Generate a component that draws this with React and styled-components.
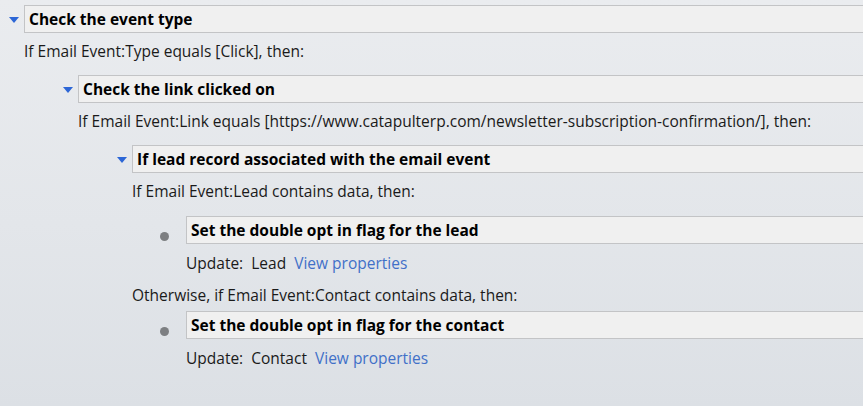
import React from "react";
import styled, { createGlobalStyle } from "styled-components";

const GlobalStyle = createGlobalStyle`
  html, body {
    margin: 0;
    padding: 0;
  }
  body {
    width: 863px;
    height: 406px;
    overflow: hidden;
    background: linear-gradient(180deg, #eaecef 0%, #e3e6ea 55%, #dce0e5 100%);
    font-family: "Open Sans", "Noto Sans", sans-serif;
    color: #1a1a1a;
  }
`;

const Tree = styled.div`
  padding-top: 5px;
`;

const Node = styled.div`
  margin-left: ${(p) => p.$indent || 0}px;
`;

const HeaderRow = styled.div`
  display: flex;
  align-items: stretch;
  height: 28px;
`;

const Marker = styled.div`
  width: 24px;
  flex: none;
  position: relative;
`;

const Triangle = styled.span`
  position: absolute;
  left: 9px;
  top: 12px;
  width: 0;
  height: 0;
  border-left: 5.5px solid transparent;
  border-right: 5.5px solid transparent;
  border-top: 6px solid #2c66d6;
`;

const Bullet = styled.span`
  position: absolute;
  left: -2px;
  top: 16px;
  width: 9px;
  height: 9px;
  border-radius: 50%;
  background: #7d7f82;
`;

const Bar = styled.div`
  flex: 1;
  display: flex;
  align-items: center;
  padding-left: 4px;
  background: #f0f0f0;
  border: 1px solid #c3c4c6;
  border-right: none;
  font-weight: 700;
  font-size: 15.5px;
  color: #000;
  white-space: nowrap;
`;

const Body = styled.div`
  padding-left: 24px;
`;

const Line = styled.div`
  font-size: 15.5px;
  line-height: 21px;
  white-space: nowrap;
  padding-top: ${(p) => p.$top ?? 8}px;
  padding-bottom: ${(p) => p.$bottom ?? 13}px;
`;

const Link = styled.span`
  color: #4170c8;
  cursor: pointer;
`;

const Toggle = () => (
  <Marker>
    <Triangle />
  </Marker>
);

const Dot = () => (
  <Marker>
    <Bullet />
  </Marker>
);

const Action = ({ title, entity }) => (
  <Node $indent={30}>
    <HeaderRow>
      <Dot />
      <Bar>{title}</Bar>
    </HeaderRow>
    <Body>
      <Line $top={9} $bottom={3}>
        Update:&nbsp; {entity}&nbsp; <Link>View properties</Link>
      </Line>
    </Body>
  </Node>
);

export default function App() {
  return (
    <>
      <GlobalStyle />
      <Tree>
        <Node>
          <HeaderRow>
            <Toggle />
            <Bar>Check the event type</Bar>
          </HeaderRow>
          <Body>
            <Line>If Email Event:Type equals [Click], then:</Line>
            <Node $indent={30}>
              <HeaderRow>
                <Toggle />
                <Bar>Check the link clicked on</Bar>
              </HeaderRow>
              <Body>
                <Line>
                  If Email Event:Link equals
                  [https://www.catapulterp.com/newsletter-subscription-confirmation/],
                  then:
                </Line>
                <Node $indent={30}>
                  <HeaderRow>
                    <Toggle />
                    <Bar>If lead record associated with the email event</Bar>
                  </HeaderRow>
                  <Body>
                    <Line $bottom={14}>If Email Event:Lead contains data, then:</Line>
                    <Action
                      title="Set the double opt in flag for the lead"
                      entity="Lead"
                    />
                    <Line $top={8} $bottom={5}>
                      Otherwise, if Email Event:Contact contains data, then:
                    </Line>
                    <Action
                      title="Set the double opt in flag for the contact"
                      entity="Contact"
                    />
                  </Body>
                </Node>
              </Body>
            </Node>
          </Body>
        </Node>
      </Tree>
    </>
  );
}
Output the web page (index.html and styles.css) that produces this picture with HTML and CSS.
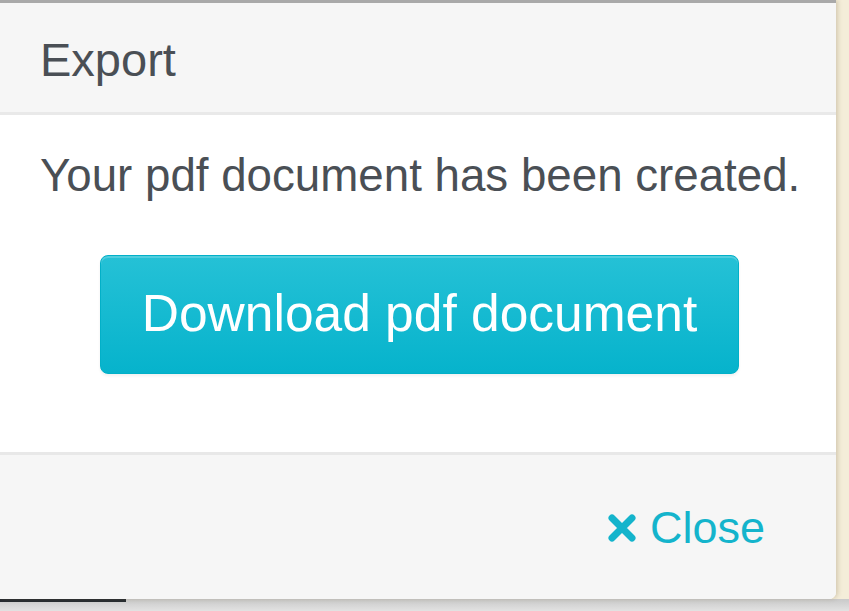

◆ Set task: Reproduce every line exactly and omit all pictures.

◆ Answer for the task:
Generate a component that draws this with React and styled-components.
import React from "react";
import styled, { createGlobalStyle } from "styled-components";

const GlobalStyle = createGlobalStyle`
  html, body {
    margin: 0;
    padding: 0;
  }
  body {
    width: 863px;
    height: 406px;
    overflow: hidden;
    background: linear-gradient(180deg, #eaecef 0%, #e3e6ea 55%, #dce0e5 100%);
    font-family: "Open Sans", "Noto Sans", sans-serif;
    color: #1a1a1a;
  }
`;

const Tree = styled.div`
  padding-top: 5px;
`;

const Node = styled.div`
  margin-left: ${(p) => p.$indent || 0}px;
`;

const HeaderRow = styled.div`
  display: flex;
  align-items: stretch;
  height: 28px;
`;

const Marker = styled.div`
  width: 24px;
  flex: none;
  position: relative;
`;

const Triangle = styled.span`
  position: absolute;
  left: 9px;
  top: 12px;
  width: 0;
  height: 0;
  border-left: 5.5px solid transparent;
  border-right: 5.5px solid transparent;
  border-top: 6px solid #2c66d6;
`;

const Bullet = styled.span`
  position: absolute;
  left: -2px;
  top: 16px;
  width: 9px;
  height: 9px;
  border-radius: 50%;
  background: #7d7f82;
`;

const Bar = styled.div`
  flex: 1;
  display: flex;
  align-items: center;
  padding-left: 4px;
  background: #f0f0f0;
  border: 1px solid #c3c4c6;
  border-right: none;
  font-weight: 700;
  font-size: 15.5px;
  color: #000;
  white-space: nowrap;
`;

const Body = styled.div`
  padding-left: 24px;
`;

const Line = styled.div`
  font-size: 15.5px;
  line-height: 21px;
  white-space: nowrap;
  padding-top: ${(p) => p.$top ?? 8}px;
  padding-bottom: ${(p) => p.$bottom ?? 13}px;
`;

const Link = styled.span`
  color: #4170c8;
  cursor: pointer;
`;

const Toggle = () => (
  <Marker>
    <Triangle />
  </Marker>
);

const Dot = () => (
  <Marker>
    <Bullet />
  </Marker>
);

const Action = ({ title, entity }) => (
  <Node $indent={30}>
    <HeaderRow>
      <Dot />
      <Bar>{title}</Bar>
    </HeaderRow>
    <Body>
      <Line $top={9} $bottom={3}>
        Update:&nbsp; {entity}&nbsp; <Link>View properties</Link>
      </Line>
    </Body>
  </Node>
);

export default function App() {
  return (
    <>
      <GlobalStyle />
      <Tree>
        <Node>
          <HeaderRow>
            <Toggle />
            <Bar>Check the event type</Bar>
          </HeaderRow>
          <Body>
            <Line>If Email Event:Type equals [Click], then:</Line>
            <Node $indent={30}>
              <HeaderRow>
                <Toggle />
                <Bar>Check the link clicked on</Bar>
              </HeaderRow>
              <Body>
                <Line>
                  If Email Event:Link equals
                  [https://www.catapulterp.com/newsletter-subscription-confirmation/],
                  then:
                </Line>
                <Node $indent={30}>
                  <HeaderRow>
                    <Toggle />
                    <Bar>If lead record associated with the email event</Bar>
                  </HeaderRow>
                  <Body>
                    <Line $bottom={14}>If Email Event:Lead contains data, then:</Line>
                    <Action
                      title="Set the double opt in flag for the lead"
                      entity="Lead"
                    />
                    <Line $top={8} $bottom={5}>
                      Otherwise, if Email Event:Contact contains data, then:
                    </Line>
                    <Action
                      title="Set the double opt in flag for the contact"
                      entity="Contact"
                    />
                  </Body>
                </Node>
              </Body>
            </Node>
          </Body>
        </Node>
      </Tree>
    </>
  );
}
Output the web page (index.html and styles.css) that produces this picture with HTML and CSS.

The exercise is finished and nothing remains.